How to Approach a Corner

Importance of speed control

To ride successfully through a corner depends on a large number of variables. It includes your traction, lean angle, your body position, braking and suspension and speed. As a beginner motorbike rider speed is your most important factor, as for higher speed you need to make up generally with more skills. Make sure you approach the corner at a speed that you are confident that you can make the turn. This includes practicing not only your skills but also reading the corners and their radius.


Sometimes you will need to shift down before a corner and the engine will help you slow down. Sometimes you are already in the right gear, because you are going slow or the turn is wide enough. The important rule is to have the right gear in before you enter the corner, so you do not have to do any gear changing while in the turn and leaning the motorcycle.


Similar rule applies to braking. Some experienced riders will argue that trail braking is not only more effective but also safer, as a beginner rider you should do all the braking before the corner, that is before you start leaning your motorcycle.

Take Proper Path though the Corner

Taking a proper path through the corner is a crucial part of cornering. It is also one of the easiest, because it just requires discipline.

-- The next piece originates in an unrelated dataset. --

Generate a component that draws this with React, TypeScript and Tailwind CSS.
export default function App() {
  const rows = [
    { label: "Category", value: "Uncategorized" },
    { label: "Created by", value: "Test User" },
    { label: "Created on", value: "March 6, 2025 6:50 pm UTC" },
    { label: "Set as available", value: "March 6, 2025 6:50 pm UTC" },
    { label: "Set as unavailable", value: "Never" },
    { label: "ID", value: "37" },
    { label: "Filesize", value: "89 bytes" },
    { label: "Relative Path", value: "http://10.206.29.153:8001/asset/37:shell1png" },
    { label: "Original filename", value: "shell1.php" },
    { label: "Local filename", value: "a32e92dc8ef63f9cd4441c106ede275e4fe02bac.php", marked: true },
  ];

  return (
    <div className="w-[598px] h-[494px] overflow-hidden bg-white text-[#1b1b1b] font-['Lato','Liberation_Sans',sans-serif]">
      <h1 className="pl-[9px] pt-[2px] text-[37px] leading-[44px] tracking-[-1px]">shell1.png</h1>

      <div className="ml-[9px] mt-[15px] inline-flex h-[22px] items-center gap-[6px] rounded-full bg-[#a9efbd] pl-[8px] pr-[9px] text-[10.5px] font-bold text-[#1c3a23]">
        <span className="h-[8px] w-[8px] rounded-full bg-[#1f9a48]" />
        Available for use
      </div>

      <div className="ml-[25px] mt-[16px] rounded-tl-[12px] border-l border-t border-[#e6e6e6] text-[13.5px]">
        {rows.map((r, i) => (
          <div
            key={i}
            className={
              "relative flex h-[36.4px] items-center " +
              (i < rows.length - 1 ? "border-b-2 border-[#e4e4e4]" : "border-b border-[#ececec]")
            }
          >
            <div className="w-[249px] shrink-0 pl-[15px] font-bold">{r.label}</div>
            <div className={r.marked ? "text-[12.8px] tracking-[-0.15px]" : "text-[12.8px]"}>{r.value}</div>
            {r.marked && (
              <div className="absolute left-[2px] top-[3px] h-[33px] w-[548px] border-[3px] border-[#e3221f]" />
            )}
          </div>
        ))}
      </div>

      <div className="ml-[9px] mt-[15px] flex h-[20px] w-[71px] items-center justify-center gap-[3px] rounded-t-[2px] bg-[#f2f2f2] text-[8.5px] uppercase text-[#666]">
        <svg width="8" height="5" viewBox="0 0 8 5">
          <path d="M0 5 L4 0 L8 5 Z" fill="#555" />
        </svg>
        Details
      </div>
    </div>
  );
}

Many even seasoned motorbike riders get it wrong, but you don't have to and you can make the corners much easier and enjoyable for yourself.

Before entering a corner, you need to position your motorcycle for the turn. If it's a right-hand turn, move all the way to the left side of your lane, if it's a left-hand turn, move to the right side. However always stay in your lane and if there are vehicles approaching from the oposite direction, it is better to compromise on your center position in order to keep safe distance from the cars.

After positioning yourself to the side of your lane, aim to stay there until you see the apex of the corner. Keep the motorcycle straight or in a minimum necessary lean angle and go for the full lean once you see the apex. What this does is it increases the radius of the turn, making it wider and easier to ride through. Also it extends your view into the corner, so you can see better how tight it is and what are the conditions ahead.

Techniques for Effective Cornering


Turning on a motorcycle is leaning. A motorcycle turns through leaning not through turning the handlebars, unless at very low speeds. And in order to lean, you have to countersteer. The most important and effective cornering technique for motorcycles is countersteering. Countersteering is a technique where you push the handlebar in the  direction of the turn you want to make. For example, if you want to turn right, you push the handlebar down with your right hand. This movement initiates the turn,  and allows you to lean the motorcycle into the turn.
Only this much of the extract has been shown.